売上高3000億円超の世界へ「野武士を組織化する」:太陽誘電 社長 登坂正一氏インタビュー(4/5 ページ)
太陽誘電は、主力のコンデンサー、インダクター、通信用フィルターを中心にスマートフォン向けが好調で、2016年3月期に過去最高となる売上高2403億円を達成した。今後も中期的には売上高3000億円の大台突破を狙う方針。事業規模拡大に向けた経営戦略を同社社長の登坂正一氏に聞いた。
スマイルカーブの端と端
EETJ 2016年度はじめに公表された経営方針の中で、事業の方向性として、基本ビジネスでスーパーハイエンド、高信頼商品の強化とともに、ソリューションによる新事業の創出を掲げておられます。
登坂氏 愚直に技術を極限まで追求する「基本ビジネス」と、「ソリューション」で、スマイルカーブの端と端をやろうという意図だ。
スマイルカーブの真ん中に相当する実装や組み立てで、付加価値を付けるのは難しい。“モジュール+ソフトウェア”というソリューションもあるが、これも苦しい。アフターサービスまでを提供するようなソリューションを手掛けるのが一番、付加価値を高めやすい。そうしたソリューションの提供を目指したいと考えている。
圧電デバイスに大きな需要見込む
EETJ どういったソリューションの提供に着手しているのでしょうか。
登坂氏 それなりに大きなビジネスとなっているソリューションビジネスの1つに、電動アシスト自転車の回生システムを全部作り上げ提供するビジネスがある。顧客にできるだけ近い位置にいてニーズを把握し、そこから、作るべき商品を何かを考え出して、芽吹いてきたビジネスだ。
他にも、機能性表面処理膜というユニークな製品も、顧客の要望から生まれたソリューションとして提供している。機能性表面処理膜は、さまざまな製造工程の自動化に役立ったり、スクリーン印刷を超ファインピッチにできたり、排水処理にも使えたりと、さまざまな応用用途がある。われわれとしては、これまでほとんど関係がなかったところと結び付きが生まれ、そうしたところからの情報が得られ、多角的なビジネス検討が行えるようになったという効果も生まれている。
さらに、今後、相当に大きな市場が見込まれ、期待を寄せている新規事業に、セラミックによる圧電デバイスがある。太陽誘電はもともと、セラミックの会社であり、フィルターで圧電体を扱ってきた。圧電体セラミックを開発する素地があった。3年ほど前から、ハイレゾイヤフォン、ハイレゾツイーター向けで事業が立ち上がりつつある。
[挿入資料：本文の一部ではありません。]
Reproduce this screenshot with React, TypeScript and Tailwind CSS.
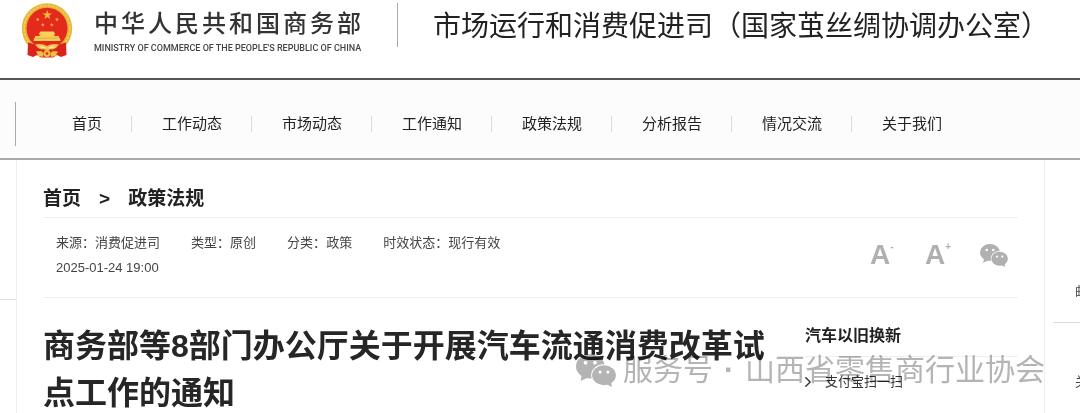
import React from 'react';
import { ChevronRight } from 'lucide-react';

const navItems = ['首页', '工作动态', '市场动态', '工作通知', '政策法规', '分析报告', '情况交流', '关于我们'];

const meta = [
  { label: '来源', value: '消费促进司' },
  { label: '类型', value: '原创' },
  { label: '分类', value: '政策' },
  { label: '时效状态', value: '现行有效' },
];

const STAR = 'M0 -5 L1.2 -1.6 L4.8 -1.5 L1.9 0.6 L2.9 4 L0 2 L-2.9 4 L-1.9 0.6 L-4.8 -1.5 L-1.2 -1.6 Z';

const Emblem: React.FC = () => (
  <svg viewBox="0 0 52 56" className="w-[52px] h-14 shrink-0" aria-hidden="true">
    {/* wheat ring */}
    <circle cx="26" cy="25.5" r="25.2" fill="#e6b437" />
    <circle cx="26" cy="25.5" r="22.9" fill="none" stroke="#f2cc55" strokeWidth="1.8" strokeDasharray="3 1" />
    <circle cx="26" cy="25.3" r="20.5" fill="#e42a1d" />
    {/* red drapes */}
    <path d="M7 39.5 L16 42 L26 44 L36 42 L45 39.5 L45.5 52 L40 54 L36 52 L32 54.5 L20 54.5 L16 52 L12 54 L6.5 52 Z" fill="#d9231b" />
    {/* tassels and cog wheel */}
    <path d="M14 41.5 Q21 40 26 43 Q31 40 38 41.5 Q36 45 31.5 46.5 Q29 45.5 26 48 Q23 45.5 20.5 46.5 Q16 45 14 41.5 Z" fill="#f0c54d" />
    <path d="M18 43.5 Q22 42.5 25 45 Q21 46 18 43.5 Z M34 43.5 Q30 42.5 27 45 Q31 46 34 43.5 Z" fill="#fae9b8" />
    <path d="M15 48.5 L20 48 L22.5 50 L22 54 L17.5 53 Z M37 48.5 L32 48 L29.5 50 L30 54 L34.5 53 Z" fill="#efc141" />
    <circle cx="26" cy="50.5" r="3.6" fill="#edbc3c" />
    <circle cx="26" cy="50.5" r="1.3" fill="#d9231b" />
    {/* gate tower */}
    <path d="M19.5 28.5 H32.5 L34 30.5 L33 33 H19 L18 30.5 Z" fill="#f7d15c" />
    <path d="M14 33 H38 V35 H39 L39.5 38 H12.5 L13 35 H14 Z" fill="#f5cd55" />
    <path d="M14.5 35.2 H37.5" stroke="#dd9a2b" strokeWidth="0.6" />
    <g fill="#f3bb3a">
      <path d={STAR} transform="translate(26.3 12)" />
      <path d={STAR} transform="translate(16.7 16.5) scale(0.42)" />
      <path d={STAR} transform="translate(36 16.5) scale(0.42)" />
      <path d={STAR} transform="translate(21.8 21.8) scale(0.42)" />
      <path d={STAR} transform="translate(30.8 21.8) scale(0.42)" />
    </g>
  </svg>
);

const WeChatIcon: React.FC<{ className?: string }> = ({ className }) => (
  <svg viewBox="0 0 28 23" className={className} fill="currentColor" aria-hidden="true">
    <ellipse cx="10" cy="8.6" rx="10" ry="8.5" />
    <path d="M4 14.5 L3.2 18.8 L8 16.5 Z" />
    <ellipse cx="19.6" cy="14.8" rx="9" ry="7.7" fill="#fff" />
    <ellipse cx="19.6" cy="14.8" rx="8.3" ry="7" />
    <path d="M21 21 L25.2 23 L24.4 19 Z" />
    <g fill="#fff">
      <circle cx="6.7" cy="6" r="1.3" />
      <circle cx="13.3" cy="6" r="1.3" />
      <circle cx="16.9" cy="12.6" r="1.1" />
      <circle cx="22.3" cy="12.6" r="1.1" />
    </g>
  </svg>
);

const Header: React.FC = () => (
  <header className="flex items-start h-20 pt-[3px] pl-[21px] border-b-2 border-[#555] bg-white whitespace-nowrap">
    <a href="#home" className="flex items-start gap-[21px] w-[376px] shrink-0">
      <Emblem />
      <div className="pt-1">
        <div className="text-[24px] leading-[34px] font-medium tracking-[3px] text-[#333]">中华人民共和国商务部</div>
        <div className="font-[Roboto,sans-serif] font-medium text-[9px] leading-[14px] text-[#444]">
          MINISTRY OF COMMERCE OF THE PEOPLE'S REPUBLIC OF CHINA
        </div>
      </div>
    </a>
    <div className="h-11 border-l border-[#aaa] pl-[35px]">
      <h1 className="text-[28px] leading-[48px] text-[#222]">市场运行和消费促进司（国家茧丝绸协调办公室）</h1>
    </div>
  </header>
);

const Nav: React.FC = () => (
  <nav className="h-20 flex items-center pt-[10px] bg-[#fcfcfc] border-b-2 border-[#aaa]">
    <div className="ml-[15px] h-11 pl-[26px] flex items-center border-l border-[#aaa]">
      {navItems.map((item, i) => (
        <a
          key={item}
          href={`#nav-${i}`}
          className="pl-[30px] pr-[29px] text-[15px] leading-4 text-[#222] whitespace-nowrap border-r border-[#ddd] last:border-r-0 hover:text-red-700"
        >
          {item}
        </a>
      ))}
    </div>
  </nav>
);

const Tools: React.FC = () => (
  <div className="flex items-center gap-[30px] pr-[10px] pb-[5px] text-[#b0b0b0]">
    <button type="button" aria-label="缩小字号" className="flex items-start w-[25px]">
      <span className="text-[28px] leading-7 font-bold">A</span>
      <span className="text-[10px] leading-3 font-bold">-</span>
    </button>
    <button type="button" aria-label="放大字号" className="flex items-start w-[25px]">
      <span className="text-[28px] leading-7 font-bold">A</span>
      <span className="text-[10px] leading-3 font-bold">+</span>
    </button>
    <button type="button" aria-label="分享到微信">
      <WeChatIcon className="w-7 h-[23px]" />
    </button>
  </div>
);

const Article: React.FC = () => (
  <article className="flex-1 min-w-0 px-[26px] border-x border-[#eee]">
    <div className="flex items-center gap-[18px] pt-6 pb-[3px] text-[19px] leading-[30px] font-bold text-[#222] border-b border-[#eee]">
      <a href="#home">首页</a>
      <span>&gt;</span>
      <a href="#policy">政策法规</a>
    </div>

    <div className="flex items-center justify-between h-20 pl-[13px] border-b border-[#eee]">
      <div className="text-[13px] leading-[25px] text-[#444] pb-[5px]">
        <div className="flex gap-[31px]">
          {meta.map((m) => (
            <span key={m.label}>{m.label}：{m.value}</span>
          ))}
        </div>
        <time dateTime="2025-01-24T19:00">2025-01-24 19:00</time>
      </div>
      <Tools />
    </div>

    <div className="flex items-start justify-between gap-8 pt-[25px]">
      <h2 className="flex-1 text-[32px] leading-[47px] font-bold text-[#262626]">
        商务部等8部门办公厅关于开展汽车流通消费改革试点工作的通知
      </h2>
      <aside className="w-[213px] shrink-0">
        <h3 className="pb-2 text-[16px] leading-[25px] font-bold text-[#222] border-b border-[#eee]">汽车以旧换新</h3>
        <a href="#alipay" className="flex items-center gap-[14px] pt-3 text-[13px] leading-[25px] text-[#333]">
          <ChevronRight className="w-[6px] h-[10px] shrink-0" viewBox="8 5 8 14" strokeWidth={2} />
          支付宝扫一扫
        </a>
      </aside>
    </div>
  </article>
);

const Watermark: React.FC = () => (
  <div className="absolute top-[348px] right-[35px] flex items-center gap-[7px] text-[#b4b4b4] mix-blend-multiply pointer-events-none whitespace-nowrap">
    <WeChatIcon className="w-10 h-[33px]" />
    <div className="flex gap-[11px] text-[30px] leading-[44px]">
      <span>服务号</span>
      <span className="font-bold">·</span>
      <span>山西省零售商行业协会</span>
    </div>
  </div>
);

export default function App() {
  return (
    <div className="relative min-h-screen flex flex-col overflow-hidden bg-white font-['Liberation_Sans','Noto_Sans_CJK_SC',sans-serif]">
      <Header />
      <Nav />
      <main className="flex-1 flex">
        <div className="w-4 shrink-0">
          <div className="h-[140px] border-b border-[#ddd]" />
        </div>
        <Article />
        <div className="w-[35px] shrink-0 overflow-hidden pl-2 text-[13px] leading-[25px] text-[#444] whitespace-nowrap">
          <div className="pt-[119px] pb-[18px] pl-[22px] border-b border-[#ddd]">邮</div>
          <div className="pt-[46px] pl-[22px]">关</div>
        </div>
      </main>
      <Watermark />
    </div>
  );
}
そして、これから需要が見込まれるのがタッチパネルディスプレイなどに触感を生む用途だ。ハプティクス(触覚)技術としては、メカ、モーターとの競合になるが、圧電素子の方が低消費電力で、繊細な制御が行える特長があり、優位性があると考えている。セラミックを扱う各社も圧電デバイスに取り組みつつあり、多くのメーカーがいることで圧電セラミックの勢いは増すだろう。市場が立ち上がれば、コンデンサー、インダクター、フィルターに続く、4つ目のビジネスになる可能性もあると考えている。
圧電技術はセンサーにも応用している。
EETJ 圧電デバイスもソリューションビジネスとして展開されているのですね。
登坂氏 今のところ、ソリューションとして提供している。例えば、センサーもセンサーだけでは、もうからず、センサーで何ができるかというソリューションを提供しなければならない。また、センサー部分は消耗品として、取り換えなどのアフターサービスにつながるビジネスモデルも追求している。
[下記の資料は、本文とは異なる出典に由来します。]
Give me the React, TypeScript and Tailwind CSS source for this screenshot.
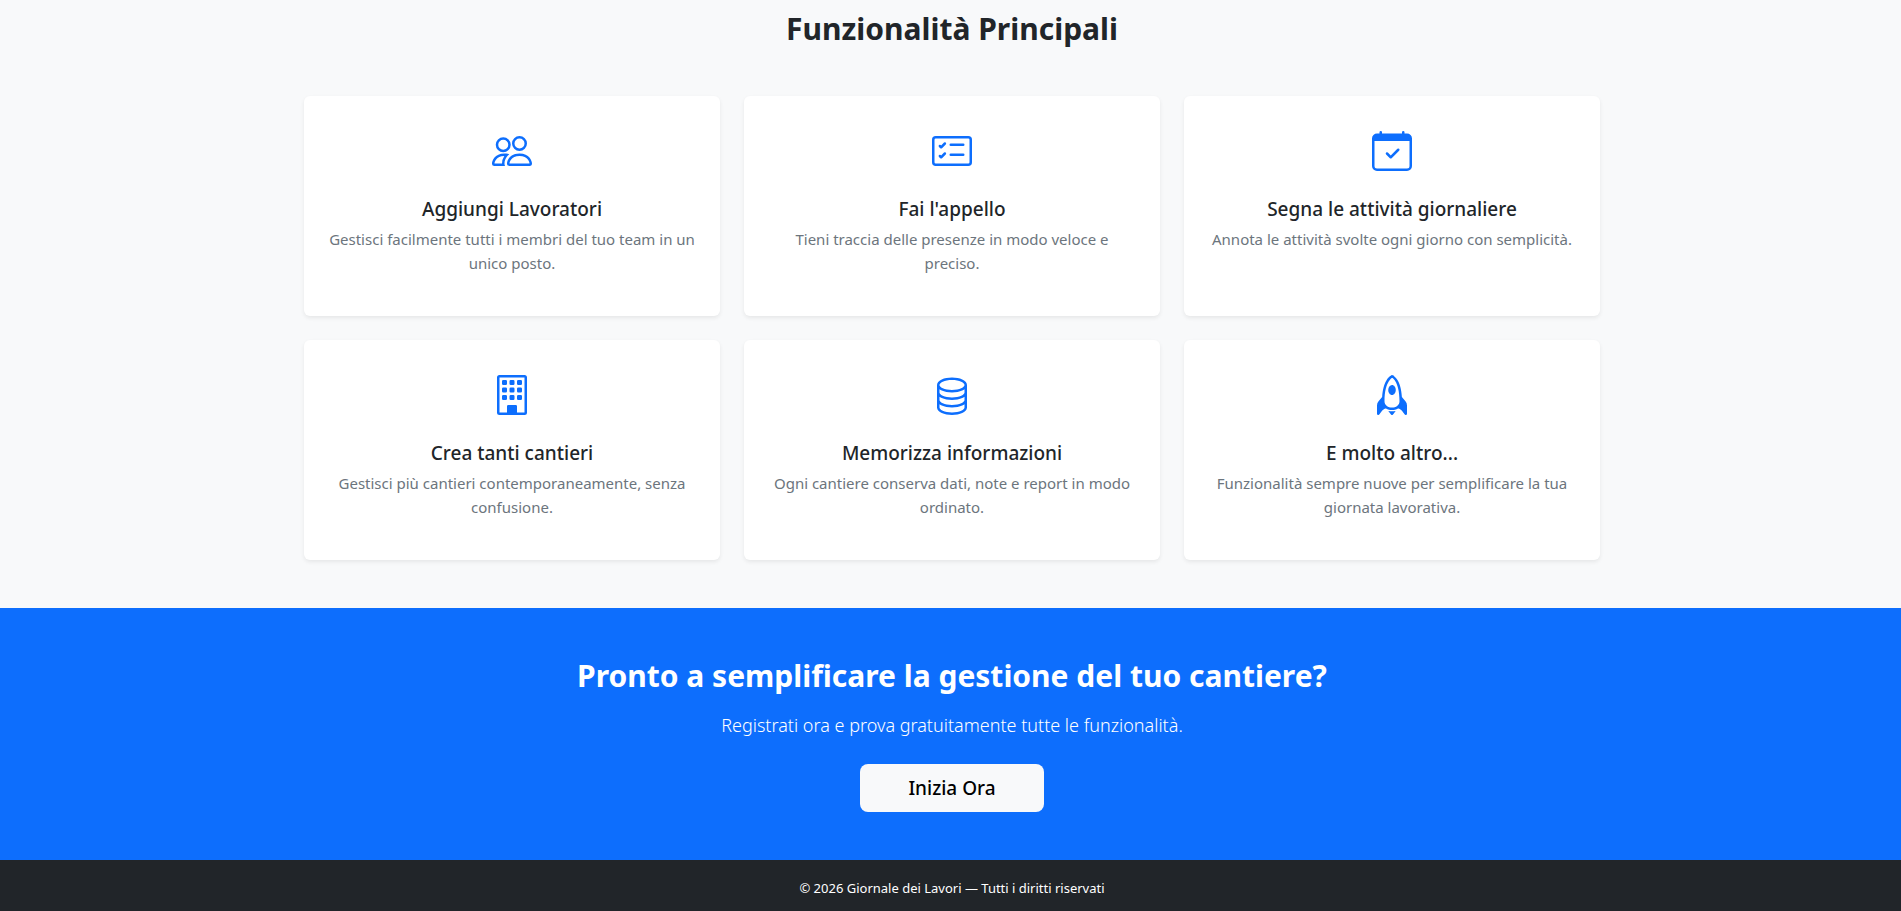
import type { IconType } from "react-icons";
import {
  BsBuilding,
  BsCalendarCheck,
  BsCardChecklist,
  BsDatabase,
  BsPeople,
  BsRocket,
} from "react-icons/bs";

type Feature = { icon: IconType; title: string; text: string };

const features: Feature[] = [
  {
    icon: BsPeople,
    title: "Aggiungi Lavoratori",
    text: "Gestisci facilmente tutti i membri del tuo team in un unico posto.",
  },
  {
    icon: BsCardChecklist,
    title: "Fai l'appello",
    text: "Tieni traccia delle presenze in modo veloce e preciso.",
  },
  {
    icon: BsCalendarCheck,
    title: "Segna le attività giornaliere",
    text: "Annota le attività svolte ogni giorno con semplicità.",
  },
  {
    icon: BsBuilding,
    title: "Crea tanti cantieri",
    text: "Gestisci più cantieri contemporaneamente, senza confusione.",
  },
  {
    icon: BsDatabase,
    title: "Memorizza informazioni",
    text: "Ogni cantiere conserva dati, note e report in modo ordinato.",
  },
  {
    icon: BsRocket,
    title: "E molto altro...",
    text: "Funzionalità sempre nuove per semplificare la tua giornata lavorativa.",
  },
];

function FeatureCard({ icon: Icon, title, text }: Feature) {
  return (
    <article className="rounded-md bg-white px-6 pt-[35px] pb-[41px] text-center shadow-[0_2px_4px_rgba(0,0,0,0.075)]">
      <Icon className="mx-auto size-10 text-[#0d6efd]" aria-hidden="true" />
      <h3 className="mt-[26px] text-[19px] leading-6 font-medium">{title}</h3>
      <p className="mt-1.5 text-[15px] leading-6 text-[#6c757d]">{text}</p>
    </article>
  );
}

export default function App() {
  return (
    <div className="font-['Noto_Sans','Open_Sans',sans-serif] text-[#212529]">
      <section className="bg-[#f8f9fa] pt-2.5 pr-3 pb-12 pl-[15px]">
        <div className="mx-auto max-w-[1296px]">
          <h2 className="mb-12 text-center text-[30px] leading-[38px] font-bold">
            Funzionalità Principali
          </h2>
          <div className="grid grid-cols-1 gap-6 md:grid-cols-3">
            {features.map((feature) => (
              <FeatureCard key={feature.title} {...feature} />
            ))}
          </div>
        </div>
      </section>

      <section className="bg-[#0d6efd] pt-[49px] pr-3 pb-12 pl-[15px] text-center text-white">
        <h2 className="text-[30px] leading-[38px] font-bold">
          Pronto a semplificare la gestione del tuo cantiere?
        </h2>
        <p className="mt-[15px] mb-6 text-lg leading-[30px] font-light">
          Registrati ora e prova gratuitamente tutte le funzionalità.
        </p>
        <a
          href="#registrati"
          className="mx-auto flex h-12 w-fit items-center rounded-lg bg-[#f8f9fa] px-12 text-[19px] font-medium text-black"
        >
          Inizia Ora
        </a>
      </section>

      <footer className="bg-[#212529] pt-[18px] pr-3 pb-3 pl-[15px] text-center text-[13px] leading-[21px] text-white">
        © 2026 Giornale dei Lavori — Tutti i diritti riservati
      </footer>
    </div>
  );
}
アフターサービスにつながるビジネスとしては、PV(太陽光発電)モニタリングシステムというのも展開している。このシステムは、PVシステムに後付けで取り付けられるもので、発電効率がどれだけ落ちているかなどを計測できるもの。ここに、効率が落ちた際に、どうすれば効率を改善できるかなどのアフターサービス的なソリューションを提供できると考えている。
EETJ 新規事業の中には、コンデンサーなどの基本ビジネス、コア技術と関連性の薄いものもあります。新規事業はどのように選択しているのですか。
登坂氏 社内でいろいろなテーマが出てくる。それを社内のテーマ審議会の中で検討している。テーマの採用基準は、ロードマップがちゃんと書けているかどうかであり、コア技術との関係が弱いものでも採用する。往々にしてうまくいかないことも多いが、そうした失敗も学習であり、新規ビジネスに取り組んでいる。